A study of 1,800 children aged four and five showed than almost 55 per cent of poor children drank at least one soda per week, as compared to about 40 per cent of wealthy children. Children from low-income backgrounds were also less likely to drink milk. Data from the study came from survey questions on dietary habits answered by parents in the Edmonton area.
Dietician and professor at the University of Alberta, Kate Storey, called the situation “quite concerning.”
Eating high amounts of sugar, common in fruit drinks and pop, has been linked to childhood obesity. Water and milk on the other hand are important for general wellbeing and the development of healthy bones and teeth.
A related study also showed that middle- and lower-class kids were more likely to consume chips, candy and chocolate.
Less than a third of children were found to eat enough fruits and vegetables while less than a quarter ate the recommended servings of grain, as per the Canada Food Guide. However, less than ten per cent of children did not get enough milk or meat products.
The study is a part of a larger undertaking looking at preschoolers’ nutrition. Interestingly, the results were similar to the dietary habits of preschoolers who had a lot of screen time (more than two hours of television watching or video game playing each day). Children from poor families also had more screen time.
The research will be published in this month’s issue of Public Health Nutrition and in the Canadian Journal of Dietetic Practice and Research.

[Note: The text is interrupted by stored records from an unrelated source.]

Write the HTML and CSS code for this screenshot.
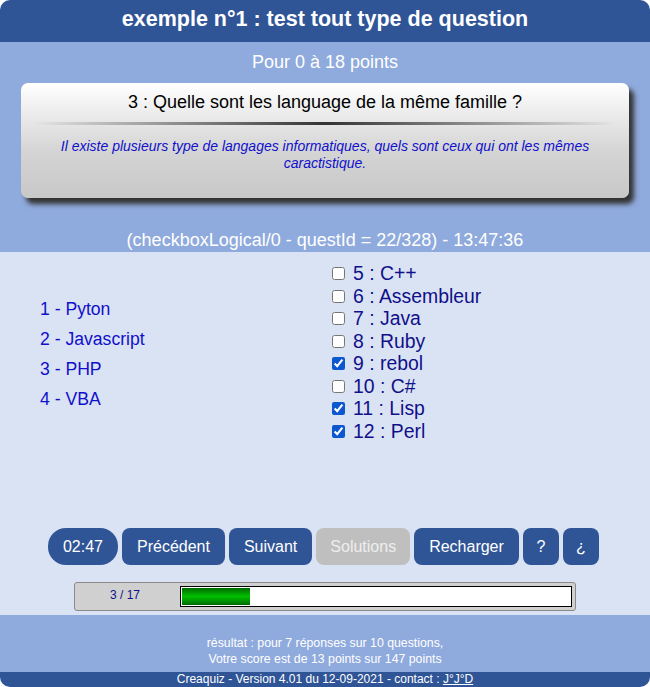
FILE: index.html
```html
<!DOCTYPE html>
<html lang="fr">
<head>
<meta charset="utf-8">
<title>Creaquiz</title>
<link rel="stylesheet" href="styles.css">
</head>
<body>
<div class="quiz">
  <div class="header">exemple n°1 : test tout type de question</div>
  <div class="band">
    <div class="points">Pour 0 à 18 points</div>
    <div class="card">
      <div class="card-title">3 : Quelle sont les language de la même famille ?</div>
      <div class="sep"></div>
      <div class="card-desc">Il existe plusieurs type de langages informatiques, quels sont ceux qui ont les mêmes caractistique.</div>
    </div>
    <div class="info">(checkboxLogical/0 - questId = 22/328) - 13:47:36</div>
  </div>
  <div class="main">
    <div class="answers">
      <div class="left">
        <div class="item">1 - Pyton</div>
        <div class="item">2 - Javascript</div>
        <div class="item">3 - PHP</div>
        <div class="item">4 - VBA</div>
      </div>
      <div class="right">
        <label class="opt"><input type="checkbox"> 5 : C++</label>
        <label class="opt"><input type="checkbox"> 6 : Assembleur</label>
        <label class="opt"><input type="checkbox"> 7 : Java</label>
        <label class="opt"><input type="checkbox"> 8 : Ruby</label>
        <label class="opt"><input type="checkbox" checked> 9 : rebol</label>
        <label class="opt"><input type="checkbox"> 10 : C#</label>
        <label class="opt"><input type="checkbox" checked> 11 : Lisp</label>
        <label class="opt"><input type="checkbox" checked> 12 : Perl</label>
      </div>
    </div>
    <div class="buttons">
      <span class="btn timer">02:47</span>
      <span class="btn">Précédent</span>
      <span class="btn">Suivant</span>
      <span class="btn disabled">Solutions</span>
      <span class="btn">Recharger</span>
      <span class="btn small">?</span>
      <span class="btn small">¿</span>
    </div>
    <div class="progress">
      <div class="progress-label">3 / 17</div>
      <div class="progress-track"><div class="progress-fill" style="width: 17.6%"></div></div>
    </div>
  </div>
  <div class="result">
    <div>résultat : pour 7 réponses sur 10 questions,</div>
    <div>Votre score est de 13 points sur 147 points</div>
  </div>
  <div class="footer">Creaquiz - Version 4.01 du 12-09-2021 - contact : <a href="#">J°J°D</a></div>
</div>
</body>
</html>
```

FILE: styles.css
```css
* { box-sizing: border-box; }
html, body { margin: 0; padding: 0; background: #ffffff; }
body { font-family: "Liberation Sans", Arial, sans-serif; }

.quiz {
  width: 650px;
  height: 687px;
  border-radius: 10px;
  overflow: hidden;
  display: flex;
  flex-direction: column;
}

.header {
  height: 42px;
  background: #2f5597;
  color: #ffffff;
  font-weight: bold;
  font-size: 21.5px;
  line-height: 38px;
  text-align: center;
}

.band {
  background: #8faadc;
  height: 210px;
  padding: 10px 0 0;
  display: flex;
  flex-direction: column;
  align-items: center;
}

.points {
  color: #ffffff;
  font-size: 18px;
  line-height: 21px;
  text-align: center;
}

.card {
  margin-top: 10px;
  width: 608px;
  height: 115px;
  border-radius: 7px;
  background: linear-gradient(#ffffff, #d4d4d4 60%, #c8c8c8);
  box-shadow: 5px 6px 5px #333333;
  padding-top: 9px;
  text-align: center;
}

.card-title {
  font-size: 18px;
  line-height: 21px;
  color: #000000;
}

.sep {
  height: 3px;
  margin: 9px 12px 0;
  background: linear-gradient(90deg, rgba(60,60,60,0), #333333 50%, rgba(60,60,60,0));
}

.card-desc {
  margin: 13px 30px 0;
  font-size: 14px;
  line-height: 17px;
  font-style: italic;
  color: #1010cc;
}

.info {
  margin-top: 32px;
  color: #ffffff;
  font-size: 18px;
  line-height: 21px;
}

.main {
  background: #dae3f3;
  height: 363px;
  padding-top: 10px;
}

.answers {
  display: flex;
  align-items: center;
}

.left {
  width: 328px;
  padding-left: 40px;
  padding-top: 3px;
}

.item {
  font-size: 17.6px;
  line-height: 30px;
  color: #1010cc;
}

.right {
  display: flex;
  flex-direction: column;
}

.opt {
  font-size: 19.4px;
  line-height: 22.5px;
  color: #10108a;
  display: flex;
  align-items: center;
}

.opt input {
  width: 13px;
  height: 13px;
  margin: 1px 8px 0 4px;
  accent-color: #0b57d0;
}

.buttons {
  margin-top: 86px;
  padding-left: 48px;
  display: flex;
  gap: 4px;
}

.btn {
  height: 37px;
  line-height: 37px;
  padding: 0 15px;
  background: #2f5597;
  color: #ffffff;
  font-size: 16px;
  border-radius: 8px;
}

.btn.timer { border-radius: 18px; width: 70px; text-align: center; padding: 0; }
.btn.small { width: 36px; padding: 0; text-align: center; }
.btn.disabled { background: #bfbfbf; color: #eeeeee; padding: 0 14px; }

.progress {
  margin: 17px auto 0;
  width: 502px;
  height: 29px;
  background: #d0d0d0;
  border: 1px solid #8a8a8a;
  border-radius: 3px;
  display: flex;
  align-items: center;
}

.progress-label {
  width: 105px;
  padding-left: 35px;
  font-size: 12px;
  color: #10108a;
  margin-top: -4px;
}

.progress-track {
  width: 392px;
  height: 21px;
  background: #ffffff;
  border: 1px solid #000000;
  padding: 1px;
}

.progress-fill {
  height: 100%;
  background: linear-gradient(#006a00, #00c000 50%, #006a00);
}

.result {
  background: #8faadc;
  height: 57px;
  padding-top: 20px;
  color: #ffffff;
  font-size: 12.3px;
  line-height: 16px;
  text-align: center;
}

.footer {
  background: #2f5597;
  height: 15px;
  color: #ffffff;
  font-size: 12px;
  line-height: 15px;
  text-align: center;
}

.footer a { color: #ffffff; text-decoration: underline; }
```
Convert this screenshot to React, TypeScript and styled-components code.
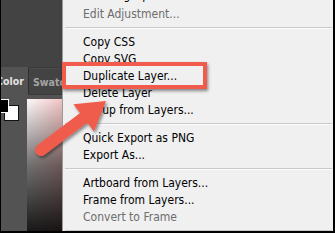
import React from 'react';
import styled, { createGlobalStyle } from 'styled-components';

const Global = createGlobalStyle`
  html, body { margin: 0; padding: 0; background: #fff; }
  body { width: 335px; height: 233px; overflow: hidden; }
`;

const Frame = styled.div`
  position: relative;
  width: 335px;
  height: 233px;
  box-sizing: border-box;
  border-left: 1px solid #000;
  border-right: 2px solid #000;
  border-bottom: 2px solid #000;
  display: flex;
  overflow: hidden;
  font-family: "DejaVu Sans Condensed", Tahoma, "DejaVu Sans", sans-serif;
`;

const Side = styled.div`
  width: 61px;
  flex: none;
  display: flex;
  flex-direction: column;
  background: #535353;
  overflow: hidden;
`;

const SideTop = styled.div`
  height: 67px;
  flex: none;
  background: #434343;
`;

const Tabs = styled.div`
  height: 28px;
  flex: none;
  display: flex;
  background: #3a3a3a;
`;

const Tab = styled.div<{ $active?: boolean }>`
  display: flex;
  align-items: center;
  overflow: hidden;
  white-space: nowrap;
  box-sizing: border-box;
  font-size: 10.5px;
  font-weight: bold;
  ${(p) =>
    p.$active
      ? `width: 27px; flex: none; background: #535353; color: #e4e4e4;`
      : `flex: 1; background: #434343; color: #a4a4a4; border-left: 1px solid #2e2e2e; border-top: 1px solid #4a4a4a; margin-top: 1px; margin-bottom: 1px;`}
`;

const TabLabel = styled.span<{ $shift: number }>`
  margin-left: ${(p) => p.$shift}px;
`;

const SideBody = styled.div`
  flex: 1;
  display: flex;
  padding-top: 4px;
`;

const SwatchWidget = styled.div`
  position: relative;
  width: 26px;
  height: 26px;
  flex: none;
`;

const ColorChip = styled.div<{ $fg?: boolean }>`
  position: absolute;
  box-sizing: border-box;
  ${(p) =>
    p.$fg
      ? `left: -5px; top: 0; width: 13px; height: 14px; background: #000; border: 1px solid #fff; z-index: 2;`
      : `left: 3px; top: 6px; width: 15px; height: 16px; background: #fff; border: 1px solid #111;`}
`;

const ColorField = styled.div`
  flex: 1;
  background:
    linear-gradient(to bottom, rgba(0, 0, 0, 0) 0%, rgba(0, 0, 0, 0.55) 50%, rgba(0, 0, 0, 0.9) 100%),
    linear-gradient(to right, #fdfafa, #f2c4c4);
`;

const Menu = styled.div`
  flex: 1;
  background: #f0f0f0;
  border-left: 1px solid #9a9a9a;
  overflow: hidden;
`;

const MenuList = styled.div`
  display: flex;
  flex-direction: column;
  margin-top: -11.5px;
`;

const Item = styled.div<{ $disabled?: boolean; $lift?: number }>`
  height: 17px;
  line-height: ${(p) => 17 - (p.$lift ?? 0) * 2}px;
  padding-left: 20px;
  font-size: 12px;
  white-space: nowrap;
  color: ${(p) => (p.$disabled ? '#6d6d6d' : '#000')};
`;

const Separator = styled.div`
  padding: 4px 1px 5px 2px;
  &::before {
    content: '';
    display: block;
    border-top: 1px solid #c9c9c9;
    border-bottom: 1px solid #fbfbfb;
  }
`;

const HighlightBox = styled.div`
  position: absolute;
  left: 61px;
  top: 62px;
  width: 145px;
  height: 27px;
  box-sizing: border-box;
  border: 4px solid #f05b4b;
  box-shadow: 1px 2px 3px rgba(0, 0, 0, 0.45);
  pointer-events: none;
`;

const ArrowLayer = styled.svg`
  position: absolute;
  left: -1px;
  top: 0;
  width: 335px;
  height: 233px;
  pointer-events: none;
`;

type Entry = { label: string; disabled?: boolean; lift?: number } | 'sep';

const entries: Entry[] = [
  { label: 'Blending Options...', lift: 2 },
  { label: 'Edit Adjustment...', disabled: true },
  'sep',
  { label: 'Copy CSS' },
  { label: 'Copy SVG' },
  { label: 'Duplicate Layer...' },
  { label: 'Delete Layer' },
  { label: 'Group from Layers...' },
  'sep',
  { label: 'Quick Export as PNG' },
  { label: 'Export As...' },
  'sep',
  { label: 'Artboard from Layers...' },
  { label: 'Frame from Layers...' },
  { label: 'Convert to Frame', disabled: true },
  'sep',
  { label: 'Convert to Smart Object' },
];

function Arrow() {
  const tip = [106, 101];
  const tail = [41, 150];
  const dx = tip[0] - tail[0];
  const dy = tip[1] - tail[1];
  const len = Math.hypot(dx, dy);
  const ux = dx / len;
  const uy = dy / len;
  const nx = -uy;
  const ny = ux;
  const headLen = 28;
  const half = 17;
  const bx = tip[0] - ux * headLen;
  const by = tip[1] - uy * headLen;
  const w1 = [bx + nx * half, by + ny * half];
  const w2 = [bx - nx * half, by - ny * half];
  const sx = bx + ux * 3;
  const sy = by + uy * 3;
  return (
    <ArrowLayer viewBox="0 0 335 233">
      <defs>
        <filter id="arrowShadow" x="-20%" y="-20%" width="150%" height="150%">
          <feDropShadow dx="1.5" dy="2" stdDeviation="1.6" floodColor="#000" floodOpacity="0.45" />
        </filter>
      </defs>
      <g filter="url(#arrowShadow)" fill="#f05b4b" stroke="none">
        <line x1={tail[0]} y1={tail[1]} x2={sx} y2={sy} stroke="#f05b4b" strokeWidth={12} strokeLinecap="round" />
        <polygon points={`${tip[0]},${tip[1]} ${w1[0]},${w1[1]} ${w2[0]},${w2[1]}`} />
      </g>
    </ArrowLayer>
  );
}

export default function App() {
  return (
    <>
      <Global />
      <Frame>
        <Side>
          <SideTop />
          <Tabs>
            <Tab $active>
              <TabLabel $shift={-5}>Color</TabLabel>
            </Tab>
            <Tab>
              <TabLabel $shift={4}>Swatches</TabLabel>
            </Tab>
          </Tabs>
          <SideBody>
            <SwatchWidget>
              <ColorChip $fg />
              <ColorChip />
            </SwatchWidget>
            <ColorField />
          </SideBody>
        </Side>
        <Menu>
          <MenuList>
            {entries.map((e, i) =>
              e === 'sep' ? (
                <Separator key={i} />
              ) : (
                <Item key={i} $disabled={e.disabled} $lift={e.lift}>
                  {e.label}
                </Item>
              )
            )}
          </MenuList>
        </Menu>
        <HighlightBox />
        <Arrow />
      </Frame>
    </>
  );
}
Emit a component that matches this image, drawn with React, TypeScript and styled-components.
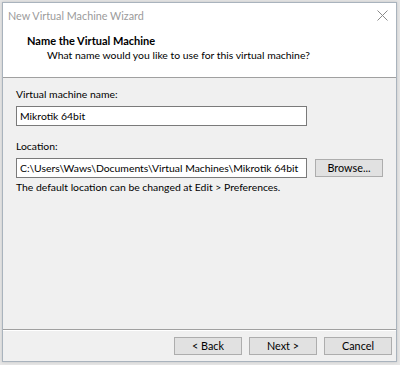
import React from "react";
import styled, { createGlobalStyle } from "styled-components";

const GlobalStyle = createGlobalStyle`
  html, body {
    margin: 0;
    padding: 0;
    background: #e6e6e6;
    font-family: Lato, "Liberation Sans", sans-serif;
    font-size: 10.4px;
    color: #000;
  }
`;

const Desktop = styled.div`
  width: 400px;
  height: 365px;
  padding: 2px 3px 3px 2px;
  box-sizing: border-box;
`;

const Window = styled.div`
  width: 395px;
  height: 360px;
  box-sizing: border-box;
  border: 1px solid #a9b3bd;
  background: #f0f0f0;
  display: flex;
  flex-direction: column;
  box-shadow: 0 0 3px rgba(0, 0, 0, 0.15);
`;

const TitleBar = styled.div`
  height: 25px;
  background: #fff;
  display: flex;
  align-items: center;
  justify-content: space-between;
  padding: 0 8px 0 5px;
  color: #9b9b9b;
  font-size: 10.8px;
`;

const CloseIcon = styled.svg`
  width: 11px;
  height: 11px;
`;

const Header = styled.div`
  background: #fff;
  height: 50px;
  box-sizing: border-box;
  padding: 5px 0 0 24px;
  border-bottom: 1px solid #a0a0a0;
  line-height: 15px;
`;

const HeaderTitle = styled.div`
  font-weight: bold;
  font-size: 11px;
`;

const HeaderSub = styled.div`
  padding-left: 20px;
  font-size: 10.4px;
`;

const Body = styled.div`
  flex: 1;
  padding: 8px 13px 0 13px;
  display: flex;
  flex-direction: column;
`;

const Label = styled.div<{ $top?: number }>`
  margin-top: ${(p) => p.$top ?? 0}px;
  line-height: 16px;
`;

const Row = styled.div`
  display: flex;
  align-items: center;
  gap: 8px;
  margin-top: 4px;
`;

const TextInput = styled.div`
  width: 291px;
  height: 20px;
  box-sizing: border-box;
  background: #fff;
  border: 1px solid #7a7a7a;
  padding: 0 3px;
  display: flex;
  align-items: center;
  white-space: nowrap;
  overflow: hidden;
`;

const Button = styled.button`
  width: 68px;
  height: 18px;
  box-sizing: border-box;
  background: #e1e1e1;
  border: 1px solid #adadad;
  padding: 0;
  font-family: inherit;
  font-size: 10.8px;
  color: #000;
  line-height: 16px;
`;

const Hint = styled.div`
  margin-top: 1px;
  line-height: 16px;
`;

const Footer = styled.div`
  height: 31px;
  border-top: 1px solid #a0a0a0;
  box-shadow: inset 0 1px 0 #fff;
  display: flex;
  justify-content: flex-end;
  align-items: center;
  gap: 7px;
  padding: 0 4px 0 0;
`;

export default function App() {
  return (
    <>
      <GlobalStyle />
      <Desktop>
        <Window>
          <TitleBar>
            <span>New Virtual Machine Wizard</span>
            <CloseIcon viewBox="0 0 11 11">
              <path d="M0.5 0.5 L10.5 10.5 M10.5 0.5 L0.5 10.5" stroke="#8a8a8a" strokeWidth="1" />
            </CloseIcon>
          </TitleBar>
          <Header>
            <HeaderTitle>Name the Virtual Machine</HeaderTitle>
            <HeaderSub>What name would you like to use for this virtual machine?</HeaderSub>
          </Header>
          <Body>
            <Label>Virtual machine name:</Label>
            <Row>
              <TextInput>Mikrotik 64bit</TextInput>
            </Row>
            <Label $top={12}>Location:</Label>
            <Row>
              <TextInput>C:\Users\Waws\Documents\Virtual Machines\Mikrotik 64bit</TextInput>
              <Button>Browse...</Button>
            </Row>
            <Hint>The default location can be changed at Edit &gt; Preferences.</Hint>
          </Body>
          <Footer>
            <Button>&lt; Back</Button>
            <Button>Next &gt;</Button>
            <Button>Cancel</Button>
          </Footer>
        </Window>
      </Desktop>
    </>
  );
}
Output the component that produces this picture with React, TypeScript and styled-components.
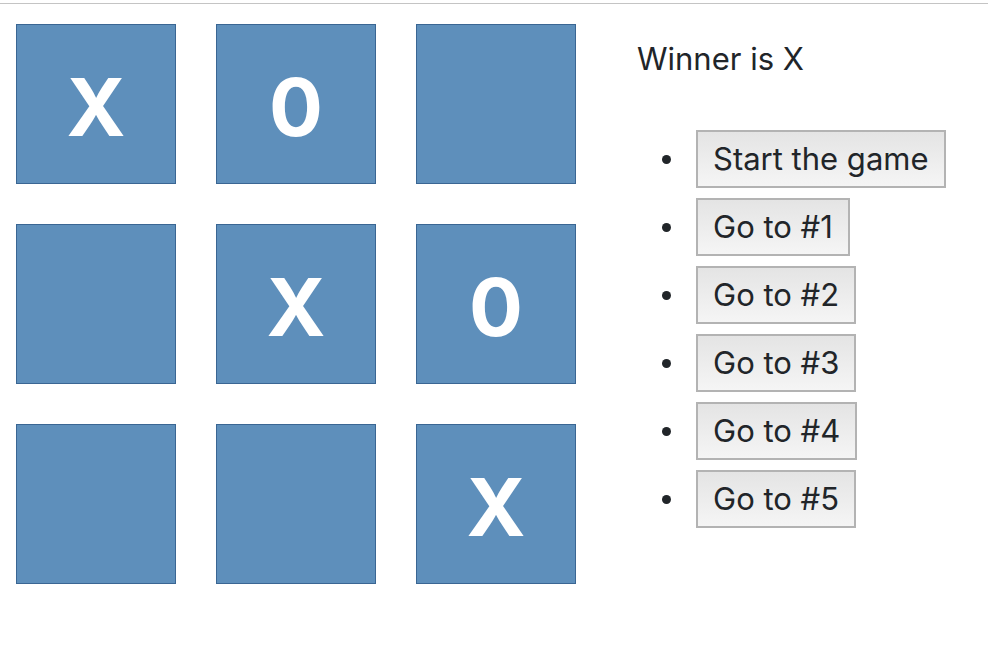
import React, { FC } from 'react';
import styled, { createGlobalStyle } from 'styled-components';

const GlobalStyle = createGlobalStyle`
  html, body {
    margin: 0;
    padding: 0;
    background: #fff;
  }

  body {
    font-family: Inter, "Liberation Sans", sans-serif;
    color: #212529;
  }
`;

const Page = styled.div`
  border-top: 1px solid #c4c4c4;
  margin-top: 3px;
  display: flex;
  align-items: flex-start;
  padding: 20px 16px;
`;

const Board = styled.div`
  display: grid;
  grid-template-columns: repeat(3, 160px);
  grid-auto-rows: 160px;
  gap: 40px;
`;

const Square = styled.button`
  box-sizing: border-box;
  width: 160px;
  height: 160px;
  margin: 0;
  padding: 6px 0 0;
  border: 1px solid #3a6693;
  background: #5e8fbb;
  color: #fff;
  font-family: Inter, "Liberation Sans", sans-serif;
  font-weight: 700;
  font-size: 80px;
  line-height: 1;
  display: flex;
  align-items: center;
  justify-content: center;
`;

const Info = styled.div`
  margin-left: 61px;
  padding-top: 15px;
`;

const Status = styled.div`
  font-size: 31px;
  line-height: 40px;
`;

const Moves = styled.ul`
  margin: 51px 0 0;
  padding-left: 25px;
  list-style: none;
`;

const Move = styled.li`
  display: flex;
  align-items: center;
  gap: 25px;
  margin-bottom: 10px;

  &::before {
    content: '';
    width: 9px;
    height: 9px;
    border-radius: 50%;
    background: #212529;
  }
`;

const MoveButton = styled.button`
  font-family: Inter, "Liberation Sans", sans-serif;
  font-size: 31px;
  line-height: 36px;
  color: #212529;
  padding: 9px 15px;
  border: 2px solid #b3b3b3;
  border-radius: 0;
  background: linear-gradient(#e4e4e4, #f5f5f5);
  cursor: pointer;
`;

const squares = ['X', '0', '', '', 'X', '0', '', '', 'X'];
const moves = ['Start the game', 'Go to #1', 'Go to #2', 'Go to #3', 'Go to #4', 'Go to #5'];

const App: FC = () => {
  return (
    <>
      <GlobalStyle />
      <Page>
        <Board>
          {squares.map((value, i) => (
            <Square key={i}>{value}</Square>
          ))}
        </Board>
        <Info>
          <Status>Winner is X</Status>
          <Moves>
            {moves.map((label) => (
              <Move key={label}>
                <MoveButton>{label}</MoveButton>
              </Move>
            ))}
          </Moves>
        </Info>
      </Page>
    </>
  );
};

export default App;
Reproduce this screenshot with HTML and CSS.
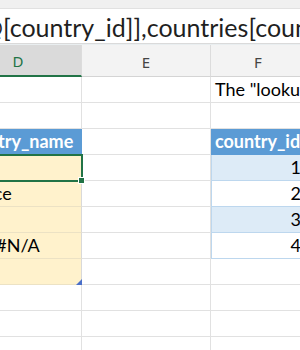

“There is more to poverty than simply the number of dollars people have,” said researcher Dr. John Spence. “Many families live in places that might not be very healthy for them and, as a result, they make unhealthy food choices.”
Part of the solution may be in increasing access to better quality, nutrient-rich foods. Getting this done is more than a matter of increasing incomes or social assistance payments. Tackling “food deserts” is key, as families may have to drive long distance merely to get to a store selling fresh produce. The education of young children can also guide them toward healthier choices.
The research comes just as children are getting ready to head back to school, where the nutrition of food for sale has also been a source of discussion and reform. In the largest change to federal school-lunch programmes in 15 years, new guidelines in the United States taking effect this fall are limiting calorie and sodium levels in school meals. Schools must also offer nutrient-rich dark green, orange or red veggies/legumes once weekly. Kids will now be required to select one veggie or fruit per meal.
Previous research published in the Canadian Journal of Public Health found that children tend to make healthier meal choices at fast food joints if toys are limited to the more nutritious choices.